From Los Angeles Downtown News:
Underground Option Frontrunner for Regional Connector
Draft Environmental Report Released Today
by Ryan Vaillancourt, Staff Writer
Published: Friday, September 3, 2010 12:50 PM PDT
DOWNTOWN LOS ANGELES - The Los Angeles County Metropolitan Transportation Authority staff prefers an all-underground alignment for the two-mile Regional Connector transit link.
That’s the message in the draft environmental impact report on the project, released by Metro today. The report analyzes impacts and mitigation measures associated with three alignment options, but places the all-underground option as the frontrunner.
“Typically you don’t identify a staff-preferred alternative in a draft environmental document, but due to fact that the community played such a large role in development of the [underground] alternative, I thought that it would be appropriate to recognize all of their hard work,” said project manager Dolores Roybal Saltarelli.

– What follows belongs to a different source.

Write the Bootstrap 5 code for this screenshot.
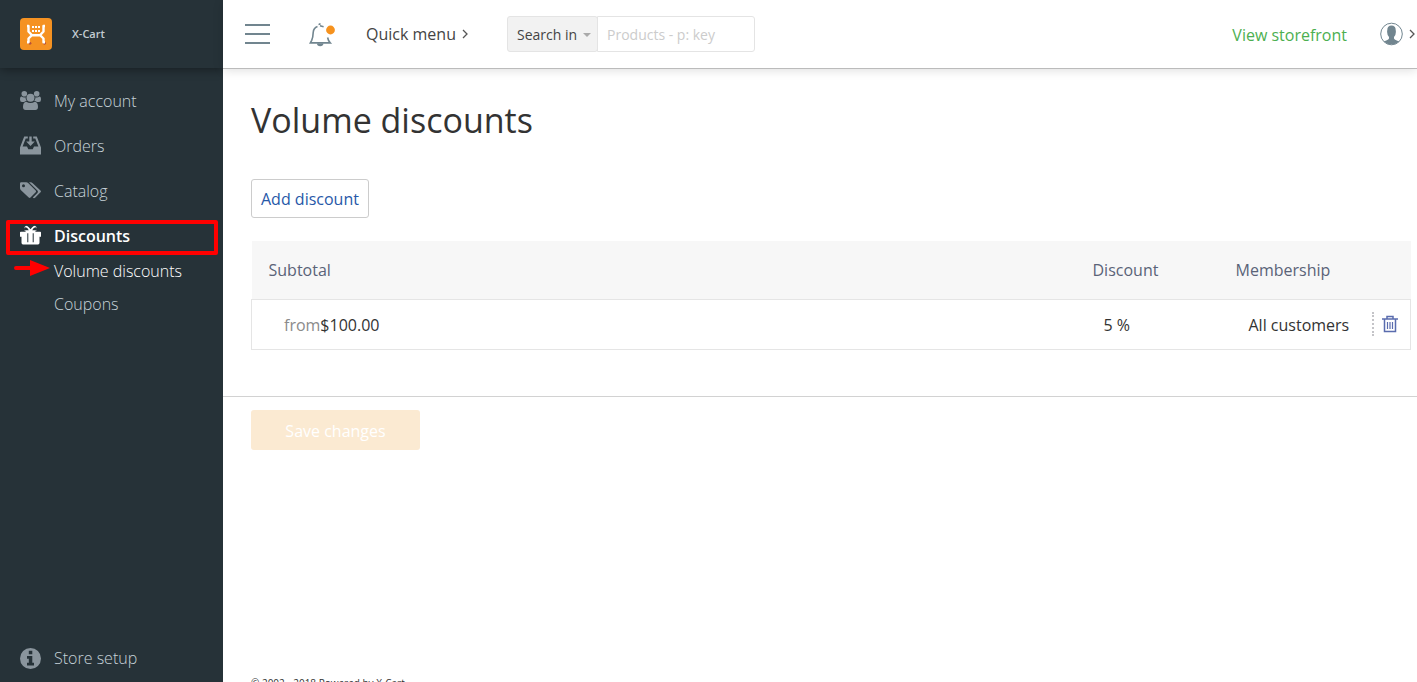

The $1.2 billion connector would add two miles of new subway track that would link Little Tokyo with Seventh Street Metro Center and allow passengers to travel from Pasadena to Long Beach, or from East L.A. to Culver City, without transferring. It would add four new subway stations, at Fifth and Flower streets; Second and Flower streets; Second Street, between Spring Street and Broadway; and at First and Alameda (see rendering). But Metro says in the report that it may need to cut costs, in which case the agency says eliminating the Financial District station at Fifth and Flower streets would be a consideration.